Stored data entries:
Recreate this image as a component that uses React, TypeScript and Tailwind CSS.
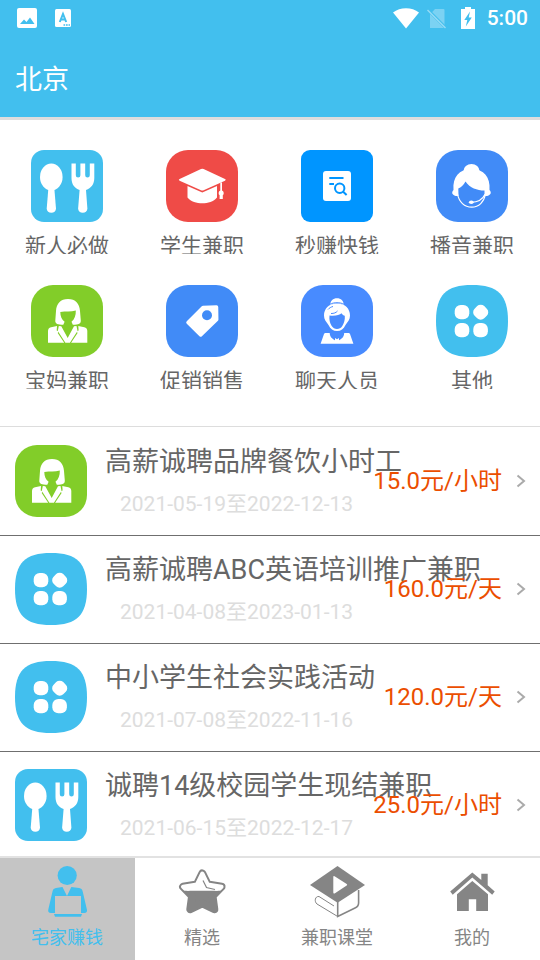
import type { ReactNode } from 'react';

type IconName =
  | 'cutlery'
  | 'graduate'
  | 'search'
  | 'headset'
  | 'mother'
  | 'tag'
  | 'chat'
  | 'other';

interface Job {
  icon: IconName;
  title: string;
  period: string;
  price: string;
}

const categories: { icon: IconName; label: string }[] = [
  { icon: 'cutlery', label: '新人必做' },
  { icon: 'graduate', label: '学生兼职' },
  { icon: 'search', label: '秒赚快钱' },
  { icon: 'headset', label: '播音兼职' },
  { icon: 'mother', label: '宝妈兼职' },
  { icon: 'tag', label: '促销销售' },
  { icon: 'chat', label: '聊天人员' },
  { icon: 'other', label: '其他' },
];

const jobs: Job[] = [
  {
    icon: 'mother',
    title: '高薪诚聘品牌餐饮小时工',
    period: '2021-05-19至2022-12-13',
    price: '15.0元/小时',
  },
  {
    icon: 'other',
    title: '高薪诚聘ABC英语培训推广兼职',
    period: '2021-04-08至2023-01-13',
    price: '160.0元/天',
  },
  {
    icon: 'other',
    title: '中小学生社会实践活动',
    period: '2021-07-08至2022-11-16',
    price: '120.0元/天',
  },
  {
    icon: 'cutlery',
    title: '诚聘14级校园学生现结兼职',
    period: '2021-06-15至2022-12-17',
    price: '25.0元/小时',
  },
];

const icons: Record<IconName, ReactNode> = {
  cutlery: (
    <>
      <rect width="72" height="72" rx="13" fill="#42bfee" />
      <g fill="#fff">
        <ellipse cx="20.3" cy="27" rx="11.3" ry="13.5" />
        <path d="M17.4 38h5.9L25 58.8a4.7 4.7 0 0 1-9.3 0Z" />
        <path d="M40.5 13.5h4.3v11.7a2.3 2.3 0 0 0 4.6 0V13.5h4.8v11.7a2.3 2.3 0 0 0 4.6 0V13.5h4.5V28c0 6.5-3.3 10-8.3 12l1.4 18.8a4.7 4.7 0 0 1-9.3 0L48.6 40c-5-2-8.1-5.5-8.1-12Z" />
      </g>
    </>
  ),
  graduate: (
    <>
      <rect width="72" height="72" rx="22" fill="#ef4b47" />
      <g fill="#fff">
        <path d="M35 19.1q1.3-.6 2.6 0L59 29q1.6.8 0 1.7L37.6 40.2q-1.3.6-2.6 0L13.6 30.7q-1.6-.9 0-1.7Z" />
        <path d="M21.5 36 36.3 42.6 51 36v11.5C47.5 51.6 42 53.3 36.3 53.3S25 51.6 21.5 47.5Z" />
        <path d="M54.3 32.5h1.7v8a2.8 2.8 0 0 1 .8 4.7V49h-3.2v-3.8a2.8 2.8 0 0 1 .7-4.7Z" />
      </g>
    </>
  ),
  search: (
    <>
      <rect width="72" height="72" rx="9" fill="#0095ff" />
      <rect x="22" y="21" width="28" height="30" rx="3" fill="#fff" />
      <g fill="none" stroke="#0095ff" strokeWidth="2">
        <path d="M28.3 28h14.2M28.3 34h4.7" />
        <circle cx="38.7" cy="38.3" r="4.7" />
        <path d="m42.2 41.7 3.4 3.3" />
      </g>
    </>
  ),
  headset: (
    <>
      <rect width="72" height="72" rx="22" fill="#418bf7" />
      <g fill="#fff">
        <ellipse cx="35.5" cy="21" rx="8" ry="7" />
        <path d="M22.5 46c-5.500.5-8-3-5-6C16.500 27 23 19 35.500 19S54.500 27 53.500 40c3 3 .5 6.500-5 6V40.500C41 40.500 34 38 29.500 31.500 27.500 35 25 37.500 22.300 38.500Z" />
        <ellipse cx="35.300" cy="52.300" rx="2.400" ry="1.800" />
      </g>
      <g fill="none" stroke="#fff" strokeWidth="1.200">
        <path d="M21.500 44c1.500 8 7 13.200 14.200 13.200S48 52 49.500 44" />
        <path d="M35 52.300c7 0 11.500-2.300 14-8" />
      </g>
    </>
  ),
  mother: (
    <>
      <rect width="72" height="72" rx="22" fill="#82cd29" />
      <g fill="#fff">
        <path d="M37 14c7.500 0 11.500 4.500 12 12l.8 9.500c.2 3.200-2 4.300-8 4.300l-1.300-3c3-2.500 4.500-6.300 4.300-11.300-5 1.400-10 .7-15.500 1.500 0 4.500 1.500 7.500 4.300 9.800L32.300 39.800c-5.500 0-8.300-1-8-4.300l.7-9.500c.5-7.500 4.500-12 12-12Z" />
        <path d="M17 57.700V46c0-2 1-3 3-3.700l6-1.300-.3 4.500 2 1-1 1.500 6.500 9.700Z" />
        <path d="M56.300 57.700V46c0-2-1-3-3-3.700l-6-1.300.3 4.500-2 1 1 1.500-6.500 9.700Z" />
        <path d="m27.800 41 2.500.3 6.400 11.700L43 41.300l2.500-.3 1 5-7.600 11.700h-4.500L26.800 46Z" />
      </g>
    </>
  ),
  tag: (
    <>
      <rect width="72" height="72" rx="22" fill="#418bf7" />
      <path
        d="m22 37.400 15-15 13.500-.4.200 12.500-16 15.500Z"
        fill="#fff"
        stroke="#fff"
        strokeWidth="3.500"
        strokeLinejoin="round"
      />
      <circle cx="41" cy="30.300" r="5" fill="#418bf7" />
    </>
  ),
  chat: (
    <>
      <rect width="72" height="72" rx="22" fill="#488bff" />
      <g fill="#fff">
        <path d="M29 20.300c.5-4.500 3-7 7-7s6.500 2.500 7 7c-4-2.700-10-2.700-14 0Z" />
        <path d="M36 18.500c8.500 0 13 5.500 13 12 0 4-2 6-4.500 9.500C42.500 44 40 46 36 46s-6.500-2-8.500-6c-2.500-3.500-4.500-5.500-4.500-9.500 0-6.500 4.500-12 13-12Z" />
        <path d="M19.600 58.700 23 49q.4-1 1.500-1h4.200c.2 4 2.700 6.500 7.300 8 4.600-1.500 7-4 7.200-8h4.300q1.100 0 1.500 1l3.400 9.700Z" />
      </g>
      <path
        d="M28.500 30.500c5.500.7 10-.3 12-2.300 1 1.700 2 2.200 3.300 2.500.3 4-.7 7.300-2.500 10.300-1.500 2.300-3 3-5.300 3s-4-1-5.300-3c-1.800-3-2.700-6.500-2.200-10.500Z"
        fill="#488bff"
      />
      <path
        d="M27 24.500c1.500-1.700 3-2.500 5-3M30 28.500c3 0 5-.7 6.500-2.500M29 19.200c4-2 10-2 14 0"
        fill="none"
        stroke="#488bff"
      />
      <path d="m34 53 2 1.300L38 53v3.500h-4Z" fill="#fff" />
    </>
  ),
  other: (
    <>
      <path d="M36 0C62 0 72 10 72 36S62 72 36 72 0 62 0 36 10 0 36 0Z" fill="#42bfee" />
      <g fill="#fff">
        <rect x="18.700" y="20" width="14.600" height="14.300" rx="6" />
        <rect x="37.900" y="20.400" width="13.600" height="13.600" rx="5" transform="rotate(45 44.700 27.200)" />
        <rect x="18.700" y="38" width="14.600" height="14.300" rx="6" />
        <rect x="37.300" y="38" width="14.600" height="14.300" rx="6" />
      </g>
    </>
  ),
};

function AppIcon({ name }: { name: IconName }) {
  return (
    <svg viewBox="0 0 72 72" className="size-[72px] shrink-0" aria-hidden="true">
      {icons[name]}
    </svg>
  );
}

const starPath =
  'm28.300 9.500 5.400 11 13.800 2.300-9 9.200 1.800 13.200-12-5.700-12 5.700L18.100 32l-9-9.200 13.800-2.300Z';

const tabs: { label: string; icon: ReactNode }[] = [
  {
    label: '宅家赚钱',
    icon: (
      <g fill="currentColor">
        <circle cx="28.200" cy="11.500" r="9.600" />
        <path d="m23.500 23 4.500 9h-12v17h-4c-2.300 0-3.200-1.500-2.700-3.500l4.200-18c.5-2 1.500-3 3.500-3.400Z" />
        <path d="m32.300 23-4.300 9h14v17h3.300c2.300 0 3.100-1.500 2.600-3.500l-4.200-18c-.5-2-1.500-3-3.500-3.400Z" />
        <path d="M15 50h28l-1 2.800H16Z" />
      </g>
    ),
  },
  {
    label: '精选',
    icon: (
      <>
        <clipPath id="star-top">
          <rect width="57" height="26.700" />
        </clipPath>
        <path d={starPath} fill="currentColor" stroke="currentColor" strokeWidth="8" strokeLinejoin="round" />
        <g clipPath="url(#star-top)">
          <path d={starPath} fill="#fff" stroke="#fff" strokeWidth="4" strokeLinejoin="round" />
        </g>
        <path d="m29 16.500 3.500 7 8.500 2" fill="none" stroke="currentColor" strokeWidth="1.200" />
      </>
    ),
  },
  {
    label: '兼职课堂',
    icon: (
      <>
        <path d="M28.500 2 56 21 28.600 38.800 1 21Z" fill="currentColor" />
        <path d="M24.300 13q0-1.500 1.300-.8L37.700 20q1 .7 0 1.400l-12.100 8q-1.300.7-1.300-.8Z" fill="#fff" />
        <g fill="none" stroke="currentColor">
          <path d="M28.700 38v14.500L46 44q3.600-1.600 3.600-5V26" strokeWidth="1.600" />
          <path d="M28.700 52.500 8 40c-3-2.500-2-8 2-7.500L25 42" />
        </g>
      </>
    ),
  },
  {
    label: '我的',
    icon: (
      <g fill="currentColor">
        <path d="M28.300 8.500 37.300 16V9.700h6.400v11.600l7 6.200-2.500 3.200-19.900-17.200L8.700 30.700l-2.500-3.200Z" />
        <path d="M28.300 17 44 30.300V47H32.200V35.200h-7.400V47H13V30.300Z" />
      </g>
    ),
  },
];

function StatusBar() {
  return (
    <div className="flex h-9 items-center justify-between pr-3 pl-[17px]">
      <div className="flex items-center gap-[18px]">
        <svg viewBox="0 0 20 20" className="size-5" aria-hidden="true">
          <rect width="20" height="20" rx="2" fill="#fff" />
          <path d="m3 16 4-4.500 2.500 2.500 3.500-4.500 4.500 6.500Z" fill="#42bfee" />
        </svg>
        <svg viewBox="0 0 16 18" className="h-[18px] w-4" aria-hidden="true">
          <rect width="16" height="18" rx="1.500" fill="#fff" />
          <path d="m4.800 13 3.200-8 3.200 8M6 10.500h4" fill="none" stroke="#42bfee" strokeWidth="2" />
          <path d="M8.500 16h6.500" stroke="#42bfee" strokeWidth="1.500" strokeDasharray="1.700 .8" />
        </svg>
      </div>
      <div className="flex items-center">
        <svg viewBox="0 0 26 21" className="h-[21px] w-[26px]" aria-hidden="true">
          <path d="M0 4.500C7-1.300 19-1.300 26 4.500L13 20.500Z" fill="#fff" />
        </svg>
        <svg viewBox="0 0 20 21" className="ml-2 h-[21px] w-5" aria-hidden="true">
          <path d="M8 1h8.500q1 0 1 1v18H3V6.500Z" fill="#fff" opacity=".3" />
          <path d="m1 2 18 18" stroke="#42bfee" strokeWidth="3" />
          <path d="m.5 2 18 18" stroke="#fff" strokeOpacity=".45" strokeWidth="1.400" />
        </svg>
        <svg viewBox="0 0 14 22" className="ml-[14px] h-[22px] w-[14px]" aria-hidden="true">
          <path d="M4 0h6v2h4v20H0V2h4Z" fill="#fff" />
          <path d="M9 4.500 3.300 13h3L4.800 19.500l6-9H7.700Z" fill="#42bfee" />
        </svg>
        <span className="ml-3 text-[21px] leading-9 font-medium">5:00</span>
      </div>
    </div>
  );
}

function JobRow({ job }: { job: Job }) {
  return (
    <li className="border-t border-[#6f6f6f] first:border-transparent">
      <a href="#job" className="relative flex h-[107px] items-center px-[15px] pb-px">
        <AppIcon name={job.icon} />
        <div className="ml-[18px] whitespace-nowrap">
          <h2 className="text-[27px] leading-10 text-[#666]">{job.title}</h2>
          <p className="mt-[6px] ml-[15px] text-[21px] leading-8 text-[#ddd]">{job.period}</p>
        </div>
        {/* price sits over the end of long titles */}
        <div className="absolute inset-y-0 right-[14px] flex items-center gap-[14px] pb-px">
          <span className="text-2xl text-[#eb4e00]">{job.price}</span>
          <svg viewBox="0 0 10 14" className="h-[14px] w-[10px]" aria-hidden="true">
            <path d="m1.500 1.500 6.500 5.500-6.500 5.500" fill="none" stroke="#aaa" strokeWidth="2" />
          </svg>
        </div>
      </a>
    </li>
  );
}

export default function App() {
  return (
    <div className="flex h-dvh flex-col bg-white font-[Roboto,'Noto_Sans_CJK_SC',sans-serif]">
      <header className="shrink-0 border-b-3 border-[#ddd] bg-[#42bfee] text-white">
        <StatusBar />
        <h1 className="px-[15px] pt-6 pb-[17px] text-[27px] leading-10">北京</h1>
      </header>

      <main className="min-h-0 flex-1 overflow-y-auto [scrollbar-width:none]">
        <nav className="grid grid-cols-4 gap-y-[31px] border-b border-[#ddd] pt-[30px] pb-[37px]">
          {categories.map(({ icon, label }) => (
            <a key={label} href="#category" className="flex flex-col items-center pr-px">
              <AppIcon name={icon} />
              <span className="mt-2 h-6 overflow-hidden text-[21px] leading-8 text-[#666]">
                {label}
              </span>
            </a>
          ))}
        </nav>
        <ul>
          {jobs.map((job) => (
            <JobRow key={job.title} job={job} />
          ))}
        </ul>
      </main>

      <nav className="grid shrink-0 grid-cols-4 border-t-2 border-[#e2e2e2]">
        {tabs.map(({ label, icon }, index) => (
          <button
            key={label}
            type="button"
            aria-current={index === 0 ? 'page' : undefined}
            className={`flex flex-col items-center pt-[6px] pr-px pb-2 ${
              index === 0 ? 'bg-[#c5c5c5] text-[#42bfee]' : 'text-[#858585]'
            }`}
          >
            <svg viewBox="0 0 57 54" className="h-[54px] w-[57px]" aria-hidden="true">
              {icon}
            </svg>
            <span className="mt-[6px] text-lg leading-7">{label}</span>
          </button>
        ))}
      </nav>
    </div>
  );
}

...

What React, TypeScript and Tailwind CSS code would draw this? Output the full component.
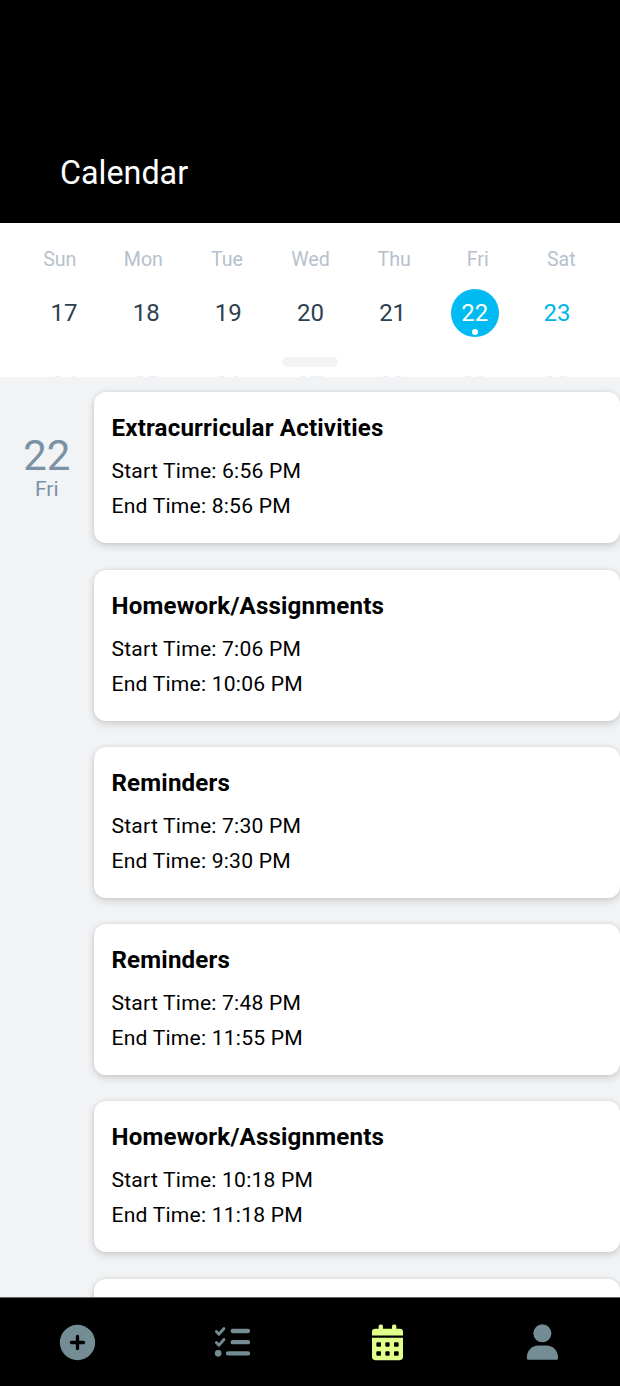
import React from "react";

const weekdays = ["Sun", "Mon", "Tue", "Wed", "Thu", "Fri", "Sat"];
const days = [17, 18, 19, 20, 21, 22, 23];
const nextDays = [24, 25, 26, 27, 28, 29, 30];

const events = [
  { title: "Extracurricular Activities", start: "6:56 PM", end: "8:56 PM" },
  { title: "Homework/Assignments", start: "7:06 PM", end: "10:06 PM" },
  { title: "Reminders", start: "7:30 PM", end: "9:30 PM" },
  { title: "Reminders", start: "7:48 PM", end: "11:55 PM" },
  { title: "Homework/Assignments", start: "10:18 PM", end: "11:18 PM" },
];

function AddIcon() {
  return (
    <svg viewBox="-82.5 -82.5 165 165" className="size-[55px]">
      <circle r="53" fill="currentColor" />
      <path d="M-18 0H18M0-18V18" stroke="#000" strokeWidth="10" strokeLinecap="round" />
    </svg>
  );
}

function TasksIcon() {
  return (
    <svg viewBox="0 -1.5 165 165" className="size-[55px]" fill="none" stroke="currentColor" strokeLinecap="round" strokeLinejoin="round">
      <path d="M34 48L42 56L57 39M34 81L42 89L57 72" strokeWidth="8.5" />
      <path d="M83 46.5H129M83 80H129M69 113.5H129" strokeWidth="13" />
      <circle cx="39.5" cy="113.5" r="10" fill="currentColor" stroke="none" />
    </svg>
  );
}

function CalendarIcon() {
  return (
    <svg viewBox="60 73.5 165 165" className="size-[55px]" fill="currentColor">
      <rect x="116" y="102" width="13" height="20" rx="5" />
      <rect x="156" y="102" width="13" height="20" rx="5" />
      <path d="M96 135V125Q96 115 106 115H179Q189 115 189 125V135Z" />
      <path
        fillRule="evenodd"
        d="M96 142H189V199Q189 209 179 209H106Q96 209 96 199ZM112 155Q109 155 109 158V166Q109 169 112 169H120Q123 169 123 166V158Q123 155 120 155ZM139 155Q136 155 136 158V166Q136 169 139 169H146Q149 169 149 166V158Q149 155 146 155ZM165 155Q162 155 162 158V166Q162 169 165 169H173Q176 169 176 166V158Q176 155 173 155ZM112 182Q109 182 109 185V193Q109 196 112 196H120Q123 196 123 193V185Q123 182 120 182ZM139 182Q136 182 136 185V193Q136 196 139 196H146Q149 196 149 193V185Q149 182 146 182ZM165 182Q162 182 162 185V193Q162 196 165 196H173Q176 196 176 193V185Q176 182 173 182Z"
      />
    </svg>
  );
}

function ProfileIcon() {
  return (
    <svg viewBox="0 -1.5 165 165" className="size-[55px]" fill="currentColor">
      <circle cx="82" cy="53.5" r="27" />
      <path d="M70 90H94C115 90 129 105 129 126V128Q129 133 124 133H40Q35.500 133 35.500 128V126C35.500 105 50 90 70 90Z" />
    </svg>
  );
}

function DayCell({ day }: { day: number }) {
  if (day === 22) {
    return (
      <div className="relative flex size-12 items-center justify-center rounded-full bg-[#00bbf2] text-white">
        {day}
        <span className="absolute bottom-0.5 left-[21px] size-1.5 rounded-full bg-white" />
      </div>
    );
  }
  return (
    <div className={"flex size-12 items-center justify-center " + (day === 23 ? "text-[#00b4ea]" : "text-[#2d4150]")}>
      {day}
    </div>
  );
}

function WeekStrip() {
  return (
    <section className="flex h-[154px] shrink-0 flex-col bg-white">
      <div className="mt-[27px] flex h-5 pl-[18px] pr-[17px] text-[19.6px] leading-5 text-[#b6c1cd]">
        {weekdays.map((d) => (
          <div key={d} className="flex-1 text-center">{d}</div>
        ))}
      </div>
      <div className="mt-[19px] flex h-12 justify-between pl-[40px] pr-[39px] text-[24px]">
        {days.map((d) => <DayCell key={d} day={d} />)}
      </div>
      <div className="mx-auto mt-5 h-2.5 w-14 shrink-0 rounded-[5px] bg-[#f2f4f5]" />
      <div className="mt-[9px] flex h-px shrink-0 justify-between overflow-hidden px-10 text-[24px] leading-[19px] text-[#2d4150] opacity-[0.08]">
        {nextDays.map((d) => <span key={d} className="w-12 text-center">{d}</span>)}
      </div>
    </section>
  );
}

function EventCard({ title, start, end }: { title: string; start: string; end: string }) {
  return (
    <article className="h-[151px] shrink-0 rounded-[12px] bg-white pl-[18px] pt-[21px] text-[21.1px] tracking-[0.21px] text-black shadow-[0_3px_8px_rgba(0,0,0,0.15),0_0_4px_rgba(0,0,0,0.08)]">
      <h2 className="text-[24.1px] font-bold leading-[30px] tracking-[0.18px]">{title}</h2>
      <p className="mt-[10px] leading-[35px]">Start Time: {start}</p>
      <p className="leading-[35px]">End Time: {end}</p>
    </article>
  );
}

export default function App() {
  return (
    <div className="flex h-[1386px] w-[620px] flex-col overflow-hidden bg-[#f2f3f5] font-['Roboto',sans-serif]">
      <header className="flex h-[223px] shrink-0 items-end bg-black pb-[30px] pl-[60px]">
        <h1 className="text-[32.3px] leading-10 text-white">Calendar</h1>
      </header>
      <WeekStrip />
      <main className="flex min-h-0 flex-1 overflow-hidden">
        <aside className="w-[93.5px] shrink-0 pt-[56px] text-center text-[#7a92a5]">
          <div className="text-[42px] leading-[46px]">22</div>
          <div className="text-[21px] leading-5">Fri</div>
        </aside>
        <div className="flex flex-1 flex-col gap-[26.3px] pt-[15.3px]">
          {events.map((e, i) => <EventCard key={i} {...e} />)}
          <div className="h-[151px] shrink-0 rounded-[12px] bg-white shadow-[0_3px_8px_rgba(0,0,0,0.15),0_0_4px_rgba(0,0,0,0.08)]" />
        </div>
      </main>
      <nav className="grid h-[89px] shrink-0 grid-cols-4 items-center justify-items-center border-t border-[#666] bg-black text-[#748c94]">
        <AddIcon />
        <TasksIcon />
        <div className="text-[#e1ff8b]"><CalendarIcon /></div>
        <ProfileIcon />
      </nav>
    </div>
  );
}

• _Task brief_: Within the entries above, give again exactly the lines starting at the one that contains "What React, TypeScript" and ending at the one that contains "const nextDays = [24, 25, 26, 27, 28, 29, 30];", leaving out the pictures.

• _Completed task_:
What React, TypeScript and Tailwind CSS code would draw this? Output the full component.
import React from "react";

const weekdays = ["Sun", "Mon", "Tue", "Wed", "Thu", "Fri", "Sat"];
const days = [17, 18, 19, 20, 21, 22, 23];
const nextDays = [24, 25, 26, 27, 28, 29, 30];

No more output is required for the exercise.